Fourth, he says Sweden centralizes care so that more operations are carried out by more experienced facilities and surgeons.  That’s true, but this happens in the US as well.  Frank notes parenthetically at the end of the article that there can be a three-month wait in Sweden for a hip replacement, but says this is acceptable as a trade-off for centralization.  Maybe it is, but what other inefficiencies from the patient point of view are there?  I don’t know since I haven’t been there in a long time, but I guarantee they are there.  I remember, for instance, talking to Swedish friends about their primary care.  I said that with the polyclinic system there had to be a decrease of personal relationships.  Yes, they said, but isn’t objectivity a good thing, too, not to be swayed by the personal relationship?  I don’t think Americans would agree.  Centralization has its problems that the Swedish system has tried to address by introducing elements of competition – but we don’t hear any of that in this article.

Fifth, he says that since Swedish care is non-profit and they are charged with high quality mission, they won’t withhold care, as for-profit institutions in the US will.  Whaaa?  The problem with for-profit is supposed to be doing too much, not too little!  And the problem at Kaiser, a large non-fee-for-service institution, is withholding care.  Frank is severely off track here – it’s just ideology talking.

Sixth, more hip-replacements in Sweden are attributed positively to the fact that the system is well funded and care options are generous.  But his argument is heads I win tails you lose.  If there were fewer hip replacements, he would say this is evidence of runaway profit-mongering by operation-hungry surgeons and institutions in the US. I think I know what he is trying to say here, that despite the capacity of a state system to withhold care for financial reasons, that doesn’t seem to be happening in Sweden if you take this one operation as a measure.  But just citing one operation as a proxy for generosity and quality doesn't work.  For all we know, all those hip operations could be a result of the pressure from the Swedish orthopods who want more and more work for their cadre, and more and more residents – who knows?

I happen to be a Swedophile, and I think there is much in Sweden worth emulating.  If we were Swedes, it would probably work very well.  We can certainly learn from some elements.  But to gloss over bureaucratization on the say-so of Swedish economists reveals the essence of his one-sided view.  And I hope I am not defending the American health care system, which needs revolutionary change and is not likely to get it.  But ideological columns like this are not likely to advance the cause.
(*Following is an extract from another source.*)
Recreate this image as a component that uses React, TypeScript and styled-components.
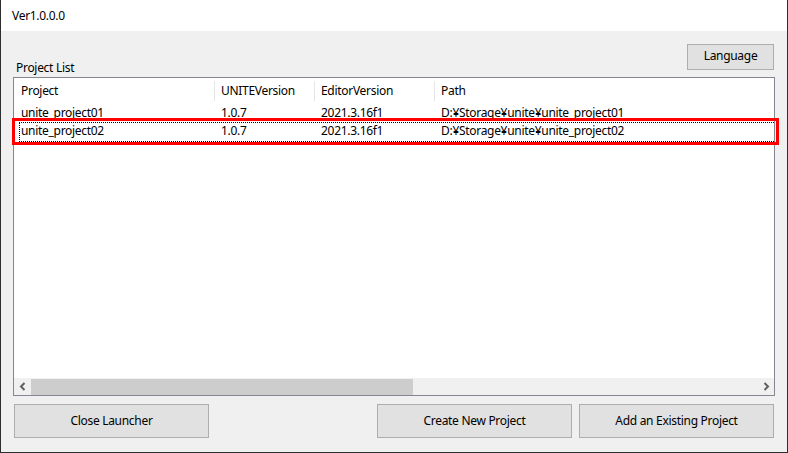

Like my father, it gets me so mad when somebody thinks he is so smart he can plop himself down for paid-for month in a foreign country and talk to some economist friends, and come up with something worth saying in a New York Times column.  I’m sure he’s smart, and he is probably a nice guy, and our ideas on health care are probably not very different, but this article is, well, let’s just say, not fully thought out.

Budd Shenkin


  1. You'd find of interest, as well, the May 18 ECONOMIST column on introducing business efficiencies and management incentives into the Swedish hospital systems. It's in the weekly "SCHUMPETER" column, with the subheader: "Sweden is leading the world in allowing private companies to run public institutions".

  2. Thanks for this, anonymous. The Economist link is This is what lots of what big hospitals should be doing, especially the academic centers, I think.